As we did, the space between us began dissolving, or perhaps we began transferring parts of ourselves…
Without a succession of thoughts I suddenly knew, any and all differences between me and my enlightened self are created and manifested by me.
My obsession with mapping out the steps from my current version of myself to my enlightened self, gives detail and texture to all the wrong things.
I am, in a metaphysical sense, in fact actually creating this space and this distance through my dedication to understanding and traversing it.
By assuming I am lacking or somehow disconnected from my enlightenment, that I need to work on this or that, or that once I have certain habits or meet certain standards I’ll be enlightened (or at least on a more automated path to enlightenment, can I get an ‘aho’ lol), I am actually actively manifesting my disconnection from my enlightenment.

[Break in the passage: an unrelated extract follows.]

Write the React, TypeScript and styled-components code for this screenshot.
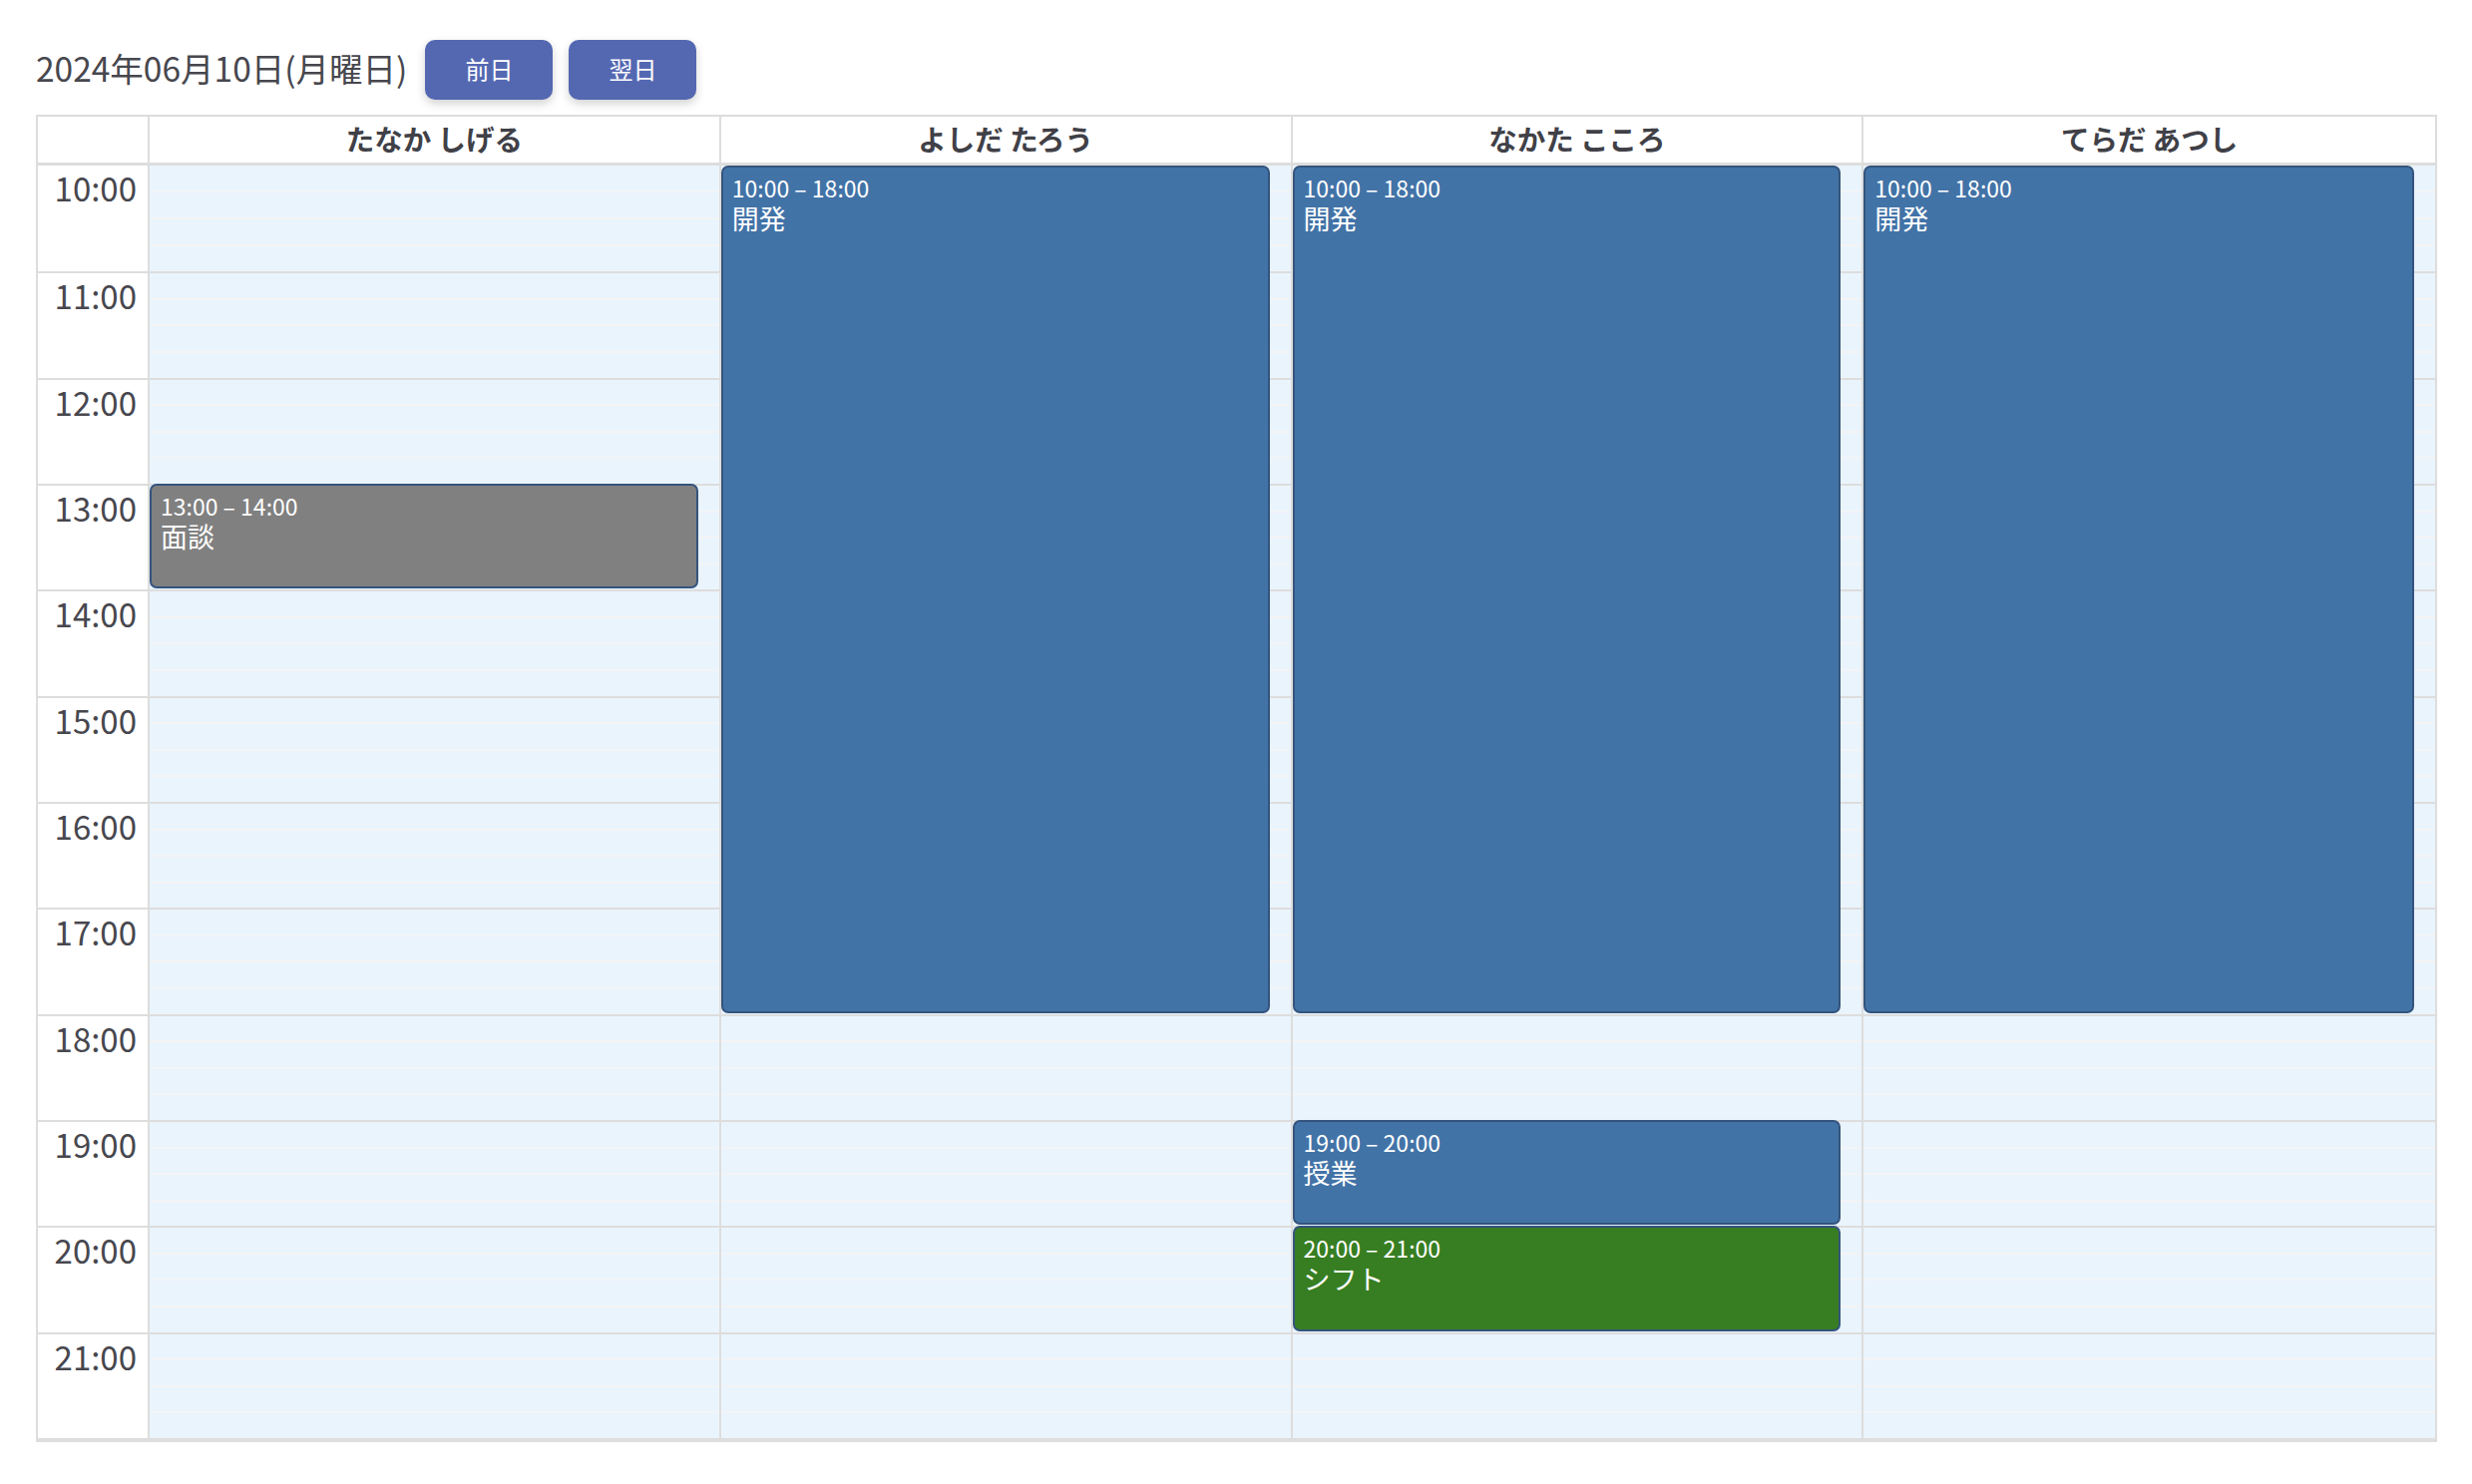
import styled, { createGlobalStyle } from "styled-components";

const HOUR = 106.33;
const START_HOUR = 10;
const END_HOUR = 22;

interface CalendarEvent {
    resource: number;
    start: number;
    end: number;
    title: string;
    color: string;
}

const resources = ["たなか しげる", "よしだ たろう", "なかた こころ", "てらだ あつし"];

const events: CalendarEvent[] = [
    { resource: 0, start: 13, end: 14, title: "面談", color: "#808080" },
    { resource: 1, start: 10, end: 18, title: "開発", color: "#4273a7" },
    { resource: 2, start: 10, end: 18, title: "開発", color: "#4273a7" },
    { resource: 2, start: 19, end: 20, title: "授業", color: "#4273a7" },
    { resource: 2, start: 20, end: 21, title: "シフト", color: "#377e22" },
    { resource: 3, start: 10, end: 18, title: "開発", color: "#4273a7" },
];

const hours = Array.from({ length: END_HOUR - START_HOUR }, (_, i) => START_HOUR + i);

const fmt = (h: number) => `${h}:00`;

const App = () => {
    return (
        <>
            <GlobalStyle />
            <Page>
                <Toolbar>
                    <DateLabel>2024年06月10日(月曜日)</DateLabel>
                    <ButtonGroup>
                        <NavButton>前日</NavButton>
                        <NavButton>翌日</NavButton>
                    </ButtonGroup>
                </Toolbar>
                <Calendar>
                    <HeaderRow>
                        <HeaderCell />
                        {resources.map((name) => (
                            <HeaderCell key={name}>{name}</HeaderCell>
                        ))}
                    </HeaderRow>
                    <Body>
                        <TimeColumn>
                            {hours.map((h) => (
                                <TimeCell key={h}>{fmt(h)}</TimeCell>
                            ))}
                        </TimeColumn>
                        {resources.map((name, idx) => (
                            <ResourceColumn key={name}>
                                {hours.map((h) => (
                                    <HourSlot key={h}>
                                        <Quarter />
                                        <Quarter />
                                        <Quarter />
                                        <Quarter />
                                    </HourSlot>
                                ))}
                                {events
                                    .filter((e) => e.resource === idx)
                                    .map((e) => (
                                        <EventBox
                                            key={`${e.start}-${e.title}`}
                                            $color={e.color}
                                            style={{
                                                top: (e.start - START_HOUR) * HOUR,
                                                height: (e.end - e.start) * HOUR - 1,
                                            }}
                                        >
                                            <EventTime>
                                                {fmt(e.start)} – {fmt(e.end)}
                                            </EventTime>
                                            <EventTitle>{e.title}</EventTitle>
                                        </EventBox>
                                    ))}
                            </ResourceColumn>
                        ))}
                    </Body>
                </Calendar>
            </Page>
        </>
    );
};

export default App;

const GlobalStyle = createGlobalStyle`
    body {
        margin: 0;
        background: #ffffff;
        font-family: "Noto Sans CJK JP", "Noto Sans", sans-serif;
        color: #444448;
    }
`;

const Page = styled.div`
    padding: 40px 35px 40px 36px;
`;

const Toolbar = styled.div`
    display: flex;
    align-items: center;
    margin-bottom: 15px;
`;

const DateLabel = styled.div`
    font-size: 33.5px;
    color: #47474e;
    margin-bottom: 5px;
`;

const ButtonGroup = styled.div`
    display: flex;
    gap: 16px;
    margin-left: 18px;
`;

const NavButton = styled.button`
    width: 128px;
    height: 60px;
    border: none;
    border-radius: 10px;
    background-color: #5468b2;
    color: #ffffff;
    font-family: inherit;
    font-size: 24px;
    padding: 0 0 3px;
    box-shadow: 0 4px 10px rgba(0, 0, 0, 0.18);
    cursor: pointer;
`;

const Calendar = styled.div`
    border: 2px solid #dddddd;
    border-bottom-width: 4px;
`;

const HeaderRow = styled.div`
    display: grid;
    grid-template-columns: 112px repeat(4, 1fr);
    height: 49px;
    border-bottom: 3px solid #dddddd;
    box-sizing: border-box;
`;

const HeaderCell = styled.div`
    display: flex;
    align-items: center;
    justify-content: center;
    padding-bottom: 4px;
    border-right: 2px solid #dddddd;
    font-size: 28.5px;
    font-weight: 700;
    color: #404047;

    &:last-child {
        border-right: none;
    }
`;

const Body = styled.div`
    display: grid;
    grid-template-columns: 112px repeat(4, 1fr);
`;

const TimeColumn = styled.div`
    border-right: 2px solid #dddddd;
    background: #ffffff;
`;

const TimeCell = styled.div`
    height: ${HOUR}px;
    box-sizing: border-box;
    border-top: 2px solid #dddddd;
    padding: 3px 11px 0 0;
    text-align: right;
    font-size: 33px;
    line-height: 38px;
    color: #47474e;

    &:first-child {
        border-top: none;
    }
`;

const ResourceColumn = styled.div`
    position: relative;
    background: #eaf4fd;
    border-right: 2px solid #dddddd;

    &:last-child {
        border-right: none;
    }
`;

const HourSlot = styled.div`
    height: ${HOUR}px;
    box-sizing: border-box;
    border-top: 2px solid #dddddd;
    display: flex;
    flex-direction: column;

    &:first-child {
        border-top: none;
    }
`;

const Quarter = styled.div`
    flex: 1;
    border-top: 2px solid #f3f4f5;

    &:first-child {
        border-top: none;
    }
`;

const EventBox = styled.div<{ $color: string }>`
    position: absolute;
    left: 0;
    right: 21px;
    box-sizing: border-box;
    background-color: ${({ $color }) => $color};
    border: 2px solid #34547d;
    border-radius: 7px;
    padding: 6px 9px;
    color: #ffffff;
    overflow: hidden;
`;

const EventTime = styled.div`
    font-size: 23px;
    line-height: 28px;
`;

const EventTitle = styled.div`
    font-size: 27px;
    line-height: 34px;
`;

I read The Place that Scare You by Pema Chodron last fall and was introduced to the path of the bodhisattva, but I don’t believe that’s what I’ve been doing.
I am not delaying my enlightenment so that I can help others, I’m merely spoiling myself in my own self depreciation.
It’s more akin to the teachings of zen I was introduced to in Alan Watts book The Way of Zen last summer.
Essentially, as long as enlightenment is something I believe I need to obtain, I do not have the belief that I am enlightened and can therefore not experience myself as enlightened even though I have always been enlightened.
What my already enlightened self showed me yesterday is that all of this is merely acts of essences.
As this current Mayryanna, discouraged by inconsistency and limited willpower, I am operating within the essences of inability, confusion and overwhelm.
Enlightened Mayryanna? She revels in the spontaneity and novelty of her life, trusting that everything happens for a reason and the divine plan for her is wiser than any strategy she could ever create.
Her essences are freedom, joy, peace, love and gratitude.
Her lists are never too long… Or too short.
Her spaces are never too small… Or too big.
Her joy is never too boisterous… Or too subdued.
She doesn’t exist in the realm of extremes where she is either right OR wrong. She is always both, always balanced, always uniquely only what she can be – and that is her assurance of enlightenment, just her beingness, not some fad or trend or validation she could recieve from others or from myself.
She’s a fucking QUEEN.
I AM A FUCKING QUEEN
Okay, so maybe this is going to take some getting used to.
I’m going to have to unlearn a lot about being hard on myself, setting expectations, and using reward/punishment to try and manipulate my motivations…
It’s going to take some forgiveness, from myself, for myself and of myself.
It’s going to take some reprogramming of my mind and heart, but I’m really excited!
The feeling that completely overwhelmed my entire being as my two selves merged together during breathwork yesterday is one of those that are beyond words.
It was a comfort so pure it reminded me of being very small, held in the soft and warm arms of my mother.
Completely unassuming, absolutely easy and immeasurably weightless.
I certainly don’t have it all sorted through yet, and I’m still trying to figure out how to adopt my enlightened “devil-may-care” attitude about those donuts and not resort to the well groomed and rehearsed self-depreciating thoughts and punishments I usually do…
Yet, somehow, I do feel better anyway.
I have hope.
A strange, stirring hope.
A thought I have not dared think before…
Maybe my enlightenment is the easiest, most organic and enjoyable thing I will ever experience.
YASSS QUEEN, SCREAM THAT TRUTH!
My enlightenment is the easiest, most organic and enjoyable thing I will ever experience!!!